I don’t agree. Education should be useful and accumulative. If you wrote a paper about Lincoln, and are writing about Lincoln again for another class you should be bringing forward what you learned from your previous work on the topic. It is foolish to repeat the work. If a professor asks the same question on the mid-term as the final exam, you should give the same answer, not a different one.:smack:

Your personal trainer analogy makes no sense and doesn’t apply here.

If the assignment was to do deep analysis of something, then that’s the assignment, it doesn’t matter what was done before by the student.

Ridiculous. If this is such as concern, this it is the failing of the educational institution that they don’t have their educational programs well thought-out and coordinated. If the student is truly expected to be given new work, they should be giving them new assignments. The problem is, each class has a professor with tenure and they teach or not teach how they want and to hell with what everyone else is doing or if it benefits the student. It makes no logical sense to punish the student because they don’t have their act together.
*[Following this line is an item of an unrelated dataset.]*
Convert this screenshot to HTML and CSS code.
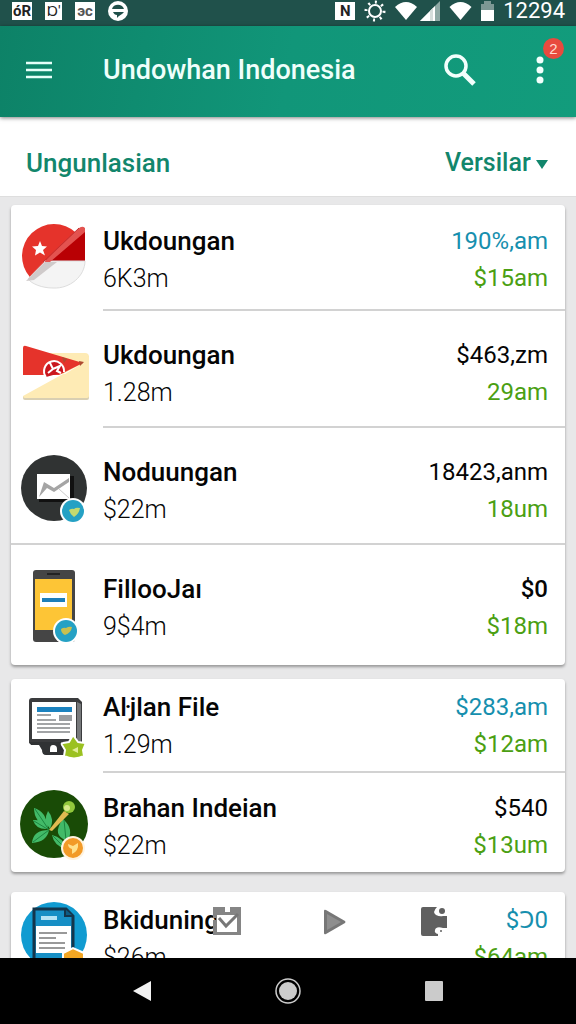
FILE: index.html
```html
<!DOCTYPE html>
<html lang="id">
    <head>
        <meta charset="UTF-8">
        <meta name="viewport" content="width=device-width, initial-scale=1">
        <title>Undowhan Indonesia</title>
        <link rel="stylesheet" href="styles.css">
    </head>
    <body>
        <div class="status">
            <span class="chip">óR</span>
            <span class="chip chip-thin">Ɒ'</span>
            <span class="chip chip-grey">эс</span>
            <svg class="status-logo" width="20" height="20" viewBox="0 0 20 20">
                <circle cx="10" cy="10" r="10" fill="#fff"/>
                <path d="M4 8C5 3 14 2 16 8M5 11h11c-2 3-5 3-7 6v-3c-2 0-3-1-4-3z" fill="#1f4f49"/>
            </svg>
            <div class="status-right">
                <span class="chip">N</span>
                <svg width="22" height="22" viewBox="0 0 22 22" fill="none" stroke="#fff">
                    <circle cx="11" cy="11" r="6" stroke-width="2"/>
                    <circle cx="11" cy="11" r="9" stroke-width="3" stroke-dasharray="2 5"/>
                </svg>
                <svg width="22" height="20" viewBox="0 0 22 20"><path d="M0 6Q11-4 22 6L11 19z" fill="#fff"/></svg>
                <svg class="signal" width="20" height="20" viewBox="0 0 20 20">
                    <path d="M0 20L20 0v20z" fill="#8fa9a5"/>
                    <path d="M0 20L15 5v15z" fill="#fff"/>
                    <path d="M10 10l3-3v13h-3z" fill="#d5dddb"/>
                </svg>
                <svg class="wifi" width="23" height="20" viewBox="0 0 22 20"><path d="M0 6Q11-4 22 6L11 19z" fill="#fff"/></svg>
                <svg class="battery" width="13" height="20" viewBox="0 0 13 20">
                    <path d="M3 0h7v3h3v7H0V3h3z" fill="#7d9894"/>
                    <path d="M0 9h13v11H0z" fill="#fff"/>
                </svg>
                <span class="clock">12294</span>
            </div>
        </div>

        <header class="bar">
            <button class="icon-btn" type="button" aria-label="Menu">
                <svg width="26" height="18" viewBox="0 0 26 18"><path d="M0 2h26M0 9h26M0 16h26" stroke="#e6fff9" stroke-width="2.500"/></svg>
            </button>
            <h1>Undowhan Indonesia</h1>
            <button class="icon-btn search" type="button" aria-label="Search">
                <svg width="32" height="32" viewBox="0 0 32 32" fill="none" stroke="#f2fffc">
                    <circle cx="12" cy="12" r="10" stroke-width="3.500"/>
                    <path d="M19 19l11 11" stroke-width="5"/>
                </svg>
            </button>
            <button class="icon-btn more" type="button" aria-label="More">
                <svg width="8" height="28" viewBox="0 0 8 28" fill="#f2fffc"><circle cx="4" cy="4" r="3.500"/><circle cx="4" cy="14" r="3.500"/><circle cx="4" cy="24" r="3.500"/></svg>
                <span class="count">2</span>
            </button>
        </header>

        <div class="filter">
            <h2>Ungunlasian</h2>
            <div class="sort">
                <select aria-label="Versi">
                    <option>Versilar</option>
                </select>
                <svg width="12" height="9" viewBox="0 0 12 9"><path d="M0 0h12L6 9z" fill="#12866c"/></svg>
            </div>
        </div>

        <main class="content">
            <ul class="card">
                <li class="row row-first">
                    <svg class="pic" viewBox="0 0 70 76">
                        <path d="M10 55.200A32 32 0 0 1 56 10.800L62 8 65 22 8 57z" fill="#e5332b"/>
                        <path d="M65 9v30H25z" fill="#b90004"/>
                        <path d="M25 39h40C65 54 50 67 33 66 22 66 12 62 8 57z" fill="#f4f4f4" stroke="#ddd"/>
                        <path d="M6 59L25 40h12L14 58z" fill="#cfcaca"/>
                        <path d="M9 55L58 7q4-4 7-1v4L30 40H23z" fill="#e35350"/>
                        <path d="M23 40L59 6" stroke="#c33131" fill="none"/>
                        <path d="M20 19l2 5 5 .5-4 3.500 2 5.500-5-3-5 3 1-5.500-4-3.500 6-.5z" fill="#fff"/>
                    </svg>
                    <div class="body">
                        <div class="name">Ukdoungan<small>6K3m</small></div>
                        <div class="sum blue">190%,am<small>$15am</small></div>
                    </div>
                </li>
                <li class="row">
                    <svg class="pic" viewBox="0 0 70 76">
                        <path d="M3 20h66v42q0 2-2 2H5q-2 0-2-2z" fill="#d9cfb2"/>
                        <path d="M30 17h35q4 0 4 4v39q0 2-2 2H5q-2 0-2-2V39z" fill="#feebb5"/>
                        <path d="M3 38h42L63 27 3 60z" fill="#fff"/>
                        <path d="M3 12q0-3 3-2l57 17-24 12H3z" fill="#e5332b"/>
                        <path d="M42 21l5 2-3 4zM59 25l5 1-4 4z" fill="#ae4b30"/>
                        <path d="M26 41a10 10 0 1 1 18-5z" fill="#c9161e"/>
                        <path d="M26 41a10 10 0 1 1 18-5M30 27l3 6 7-3-3 5 4 2M33 33l-5 4" fill="none" stroke="#fff" stroke-width="2"/>
                    </svg>
                    <div class="body">
                        <div class="name">Ukdoungan<small>1.28m</small></div>
                        <div class="sum">$463,zm<small>29am</small></div>
                    </div>
                </li>
                <li class="row row-full">
                    <svg class="pic" viewBox="0 0 70 76">
                        <circle cx="34" cy="35" r="33" fill="#303333"/>
                        <path d="M19 23h35v26H19z" fill="#111"/>
                        <path d="M17 21h33v25H17z" fill="#fff"/>
                        <path d="M24 29l10 6 15-10v4L34 39l-7-4-8 9z" fill="#a5a5a5"/>
                        <path d="M39 36l10 9" stroke="#ccc"/>
                        <circle cx="53" cy="58" r="13" fill="#fff"/>
                        <circle cx="53" cy="58" r="11" fill="#25a1c4"/>
                        <path d="M49 57q3-2 5-1 2-2 6-1-1 6-6 9-4-3-5-7z" fill="#c3d96f"/>
                    </svg>
                    <div class="body">
                        <div class="name">Noduungan<small>$22m</small></div>
                        <div class="sum">18423,anm<small>18um</small></div>
                    </div>
                </li>
                <li class="row row-last">
                    <svg class="pic" viewBox="0 0 70 76">
                        <rect x="13" y="0" width="42" height="72" rx="3" fill="#454545"/>
                        <path d="M27 3h13v2H27z" fill="#222"/>
                        <path d="M15 9h37v51H15z" fill="#fdc536"/>
                        <path d="M20 23h27v14H20z" fill="#fff"/>
                        <path d="M22 28h23v4H22z" fill="#1d7fba"/>
                        <circle cx="46" cy="61" r="13" fill="#fff"/>
                        <circle cx="46" cy="61" r="11" fill="#25a1c4"/>
                        <path d="M41 59q3-2 5-1 3-2 6-1-1 6-7 8-4-2-4-6z" fill="#c9c04f"/>
                    </svg>
                    <div class="body">
                        <div class="name">FillooJaı<small>9$4m</small></div>
                        <div class="sum"><b>$0</b><small>$18m</small></div>
                    </div>
                </li>
            </ul>

            <ul class="card">
                <li class="row row-tight">
                    <svg class="pic" viewBox="0 0 70 76">
                        <path d="M12 10h46l4 4v42H11q-2 0-2-2V13q0-3 3-3z" fill="#3a3b3d"/>
                        <path d="M57 14l4 2v39l-4-2z" fill="#77797b"/>
                        <path d="M12 14h44v37H12z" fill="#fff"/>
                        <path d="M17 19h35v5H17z" fill="#1b82bf"/>
                        <path d="M39 27h13v6H39z" fill="#9a9da0"/>
                        <path d="M17 27h14M17 32h19M17 36h33M17 40h33M17 44h33" stroke="#a2a4a6" stroke-width="2"/>
                        <path d="M9 54h48v13H26q-4 0-4-5l-3-5H11z" fill="#303234"/>
                        <path d="M30 61q0-4 3-4 4 0 4 4v3h-7z" fill="#fff"/>
                        <path d="M53 47l5 7 7 1q1 1 0 2l-2 5 1 6q-10 5-20 0l1-6-3-5q-1-2 1-2l6-1z" fill="#9bc121" stroke="#fff" stroke-width="2" stroke-linejoin="round"/>
                        <path d="M52 62l6-3v6z" fill="#e1ed9a"/>
                    </svg>
                    <div class="body">
                        <div class="name">Aŀjlan File<small>1.29m</small></div>
                        <div class="sum blue">$283,am<small>$12am</small></div>
                    </div>
                </li>
                <li class="row row-end">
                    <svg class="pic" viewBox="0 0 70 76">
                        <circle cx="34" cy="35" r="34" fill="#194b06"/>
                        <path d="M14 19q12 3 14 20-14-6-14-20zM28 22q7 8 2 18-7-9-2-18zM13 31q11-1 15 9-12 1-15-9zM12 54q1-13 17-13-2 12-17 13zM43 30q12 11 4 22-16-6-4-22zM32 46q11 2 14 14-12-3-14-14z" fill="#42ba68"/>
                        <path d="M15 20l14 21M14 32l15 9M13 53l16-12M44 31l2 20M33 47l12 12" stroke="#1c8640" fill="none"/>
                        <path d="M29 41l15-19 5 3-17 17z" fill="#dfbb51"/>
                        <circle cx="49" cy="18" r="6" fill="#91c83c"/>
                        <circle cx="47" cy="19" r="3" fill="#d5e989"/>
                        <circle cx="53" cy="59" r="12" fill="#fff3df"/>
                        <circle cx="53" cy="59" r="10" fill="#f29a27"/>
                        <path d="M48 55l5 2 5-3q1 8-6 11v-5q-4-1-4-5z" fill="#ffe08a"/>
                    </svg>
                    <div class="body">
                        <div class="name">Brahan Indeian<small>$22m</small></div>
                        <div class="sum">$540<small>$13um</small></div>
                    </div>
                </li>
            </ul>

            <ul class="card card-cut">
                <li class="row row-tight">
                    <svg class="pic" viewBox="0 0 70 76">
                        <circle cx="34" cy="34" r="33" fill="#119bd1"/>
                        <path d="M14 8h32l7 7v58H14z" fill="#168fc5" stroke="#14354b" stroke-width="3"/>
                        <path d="M45 8v7h8" fill="#0d5d86" stroke="#14354b" stroke-width="2"/>
                        <path d="M21 15h16v4H21z" fill="#b5e4f5"/>
                        <path d="M16 25h35v27H16z" fill="#fff"/>
                        <path d="M19 32h28M19 37h17M19 42h26M19 47h26" stroke="#999" stroke-width="2"/>
                        <path d="M43 52l10-5 11 5v20H43z" fill="#f3a623" stroke="#fff" stroke-width="2"/>
                    </svg>
                    <div class="body">
                        <div class="name">Bkiduning<small>$26m</small></div>
                        <div class="sum blue">$Ɔ0<small>$64am</small></div>
                    </div>
                </li>
            </ul>

            <div class="tools">
                <button class="icon-btn" type="button" aria-label="Select">
                    <svg width="30" height="30" viewBox="0 0 30 30">
                        <path d="M1 1h12v5h5V1h11v28H1V14h3v-2H1z" fill="#858585"/>
                        <path d="M5 9h20v17H5z" fill="#fff"/>
                        <path d="M7 12l7 8L26 8" stroke="#777" stroke-width="3" fill="none"/>
                    </svg>
                </button>
                <button class="icon-btn" type="button" aria-label="Play">
                    <svg width="30" height="30" viewBox="0 0 30 30"><path d="M5 5q0-2 2-1l19 11q1 1 0 2L7 28q-2 1-2-1z" fill="#777"/><path d="M8 8l14 8-14 8z" fill="#8e8e8e"/></svg>
                </button>
                <button class="icon-btn" type="button" aria-label="Extension">
                    <svg width="30" height="30" viewBox="0 0 30 30" fill="#606060"><path d="M5 1h14q-5 5-1 8 4 2 7 1h4v12h-4q-7-2-8 2-1 3 3 4v2H5q-2 0-2-2V3q0-2 2-2z"/><circle cx="24" cy="5" r="3"/><circle cx="23" cy="25" r="1"/></svg>
                </button>
            </div>
        </main>

        <nav class="nav">
            <button class="icon-btn" type="button" aria-label="Back">
                <svg width="18" height="20" viewBox="0 0 18 20"><path d="M0 10L18 0v20z" fill="#f2f2f2"/></svg>
            </button>
            <button class="icon-btn" type="button" aria-label="Home">
                <svg width="26" height="26" viewBox="0 0 26 26"><circle cx="13" cy="13" r="12" fill="none" stroke="#ccc" stroke-width="1.500"/><circle cx="13" cy="13" r="9" fill="#ccc"/></svg>
            </button>
            <button class="icon-btn" type="button" aria-label="Recent">
                <svg width="18" height="20" viewBox="0 0 18 20"><rect width="18" height="20" rx="1" fill="#cbcbcb"/></svg>
            </button>
        </nav>
    </body>
</html>
```
FILE: styles.css
```css
*{
    margin: 0;
    padding: 0;
    box-sizing: border-box;
}
html,body{
    height: 100%;
}
body{
    display: flex;
    flex-direction: column;
    overflow: hidden;
    background: #e8e8e9;
    color: #050505;
    font-family: Roboto, "Noto Sans", sans-serif;
    font-size: 24px;
}
ul{
    list-style: none;
}
svg{
    display: block;
}
.icon-btn{
    display: flex;
    align-items: center;
    justify-content: center;
    border: 0;
    background: none;
}

/* status bar */
.status{
    display: flex;
    flex: none;
    align-items: center;
    gap: 13px;
    height: 26px;
    padding: 0 11px 4px 12px;
    background: #20514b;
    color: #fff;
}
.status-right{
    display: flex;
    align-items: center;
    gap: 9px;
    margin-left: auto;
}
.chip{
    width: 20px;
    height: 18px;
    background: #fff;
    color: #222;
    font-size: 15px;
    font-weight: 700;
    line-height: 18px;
    text-align: center;
}
.chip-thin{
    width: 17px;
    font-weight: 400;
}
.chip-grey{
    color: #555;
}
.signal{
    margin-left: -6px;
}
.clock{
    font-size: 22px;
    line-height: 22px;
}

/* app bar */
.bar{
    position: relative;
    display: flex;
    flex: none;
    align-items: center;
    height: 91px;
    padding: 0 30px 4px 26px;
    background: linear-gradient(100deg, #0d8267, #119679 50%, #129c7c);
    box-shadow: 0 1px 4px rgba(0, 0, 0, .5);
    color: #effffb;
}
.bar h1{
    flex: 1;
    padding-left: 51px;
    font-size: 27px;
    font-weight: 500;
}
.search{
    margin-right: 58px;
}
.more{
    position: relative;
    width: 12px;
}
.count{
    position: absolute;
    top: -18px;
    left: 9px;
    width: 21px;
    height: 21px;
    border-radius: 50%;
    background: #e84a3e;
    color: #ffd9d0;
    font-size: 15px;
    line-height: 21px;
}

.filter{
    display: flex;
    flex: none;
    align-items: center;
    justify-content: space-between;
    height: 80px;
    padding: 12px 28px 0 26px;
    border-bottom: 1px solid #dedede;
    background: #fff;
    color: #12866c;
}
.filter h2{
    font-size: 26px;
    font-weight: 500;
}
.sort{
    display: flex;
    align-items: center;
    gap: 5px;
}
.sort select{
    border: 0;
    appearance: none;
    background: none;
    color: inherit;
    font: 500 25px Roboto, sans-serif;
}
.sort svg{
    margin-top: 4px;
}

/* list */
.content{
    position: relative;
    flex: 1;
    min-height: 0;
    overflow: hidden;
    padding: 8px 11px 0;
}
.card{
    margin-bottom: 14px;
    border-radius: 4px;
    background: #fff;
    box-shadow: 0 2px 3px rgba(0, 0, 0, .35);
}
.card-cut{
    margin-top: 20px;
}
.row{
    display: flex;
    padding-left: 9px;
}
.pic{
    flex: none;
    width: 70px;
    height: 76px;
    margin: 25px 13px 0 0;
    overflow: visible;
}
.body{
    display: flex;
    flex: 1;
    justify-content: space-between;
    padding: 25px 17px 14px 0;
    border-bottom: 2px solid #d2d2d2;
}
.row-first .pic{
    margin-top: 17px;
}
.row-first .body{
    padding-top: 17px;
    padding-bottom: 11px;
}
.row-full{
    border-bottom: 2px solid #d2d2d2;
}
.row-full .body{
    border: 0;
}
.row-last .body{
    padding-bottom: 19px;
    border: 0;
}
.row-tight .pic{
    margin-top: 9px;
}
.row-tight .body{
    padding-top: 9px;
    padding-bottom: 7px;
}
.row-end .pic{
    margin-top: 16px;
}
.row-end .body{
    padding-top: 16px;
    padding-bottom: 7px;
    border: 0;
}
.name{
    font-size: 26px;
    font-weight: 500;
    line-height: 38px;
}
.name small{
    display: block;
    font-size: 25px;
    font-weight: 300;
}
.sum{
    line-height: 38px;
    text-align: right;
}
.sum b{
    font-weight: 500;
}
.sum small{
    display: block;
    color: #4b9f13;
    font-size: 24px;
    line-height: 36px;
}
.blue{
    color: #168fae;
}

/* buttons floating over the list */
.tools{
    position: absolute;
    bottom: 22px;
    left: 212px;
    display: grid;
    grid-template-columns: 107px 99px 30px;
    justify-items: start;
}

.nav{
    display: grid;
    flex: none;
    grid-template-columns: repeat(3, 1fr);
    height: 66px;
    padding: 0 12%;
    background: #000;
}
```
This is not misconduct in any way, except on the behalf of the administration of the school for not designing a better curriculum. $40K a year for tuition, and they can’t even figure out how to design a real curriculum. Shameful.

Not it isn’t. Your work is your work. Doesn’t matter when it was done.:smack:

No, this is a failing of the institution if this is a real concern to them. The message here is that assignment are disposable and have no practical use, not even in another academic setting. It is the institution not doing their job if they are going to punish the student for doing this.

Or, I don’t know, expect academics to act with integrity?

If somebody steals a chocolate bar, but it wasn’t behind a metal cage, under lock and key do we say “That was the shopkeepers fault” or do we say “You’re not supposed to steal.”

Students are provided a course on academic honesty at the start of their program. I know with certainty that one of the subjects covered is this matter. So they’ve been told what the expectations are, it is up to them to honor them.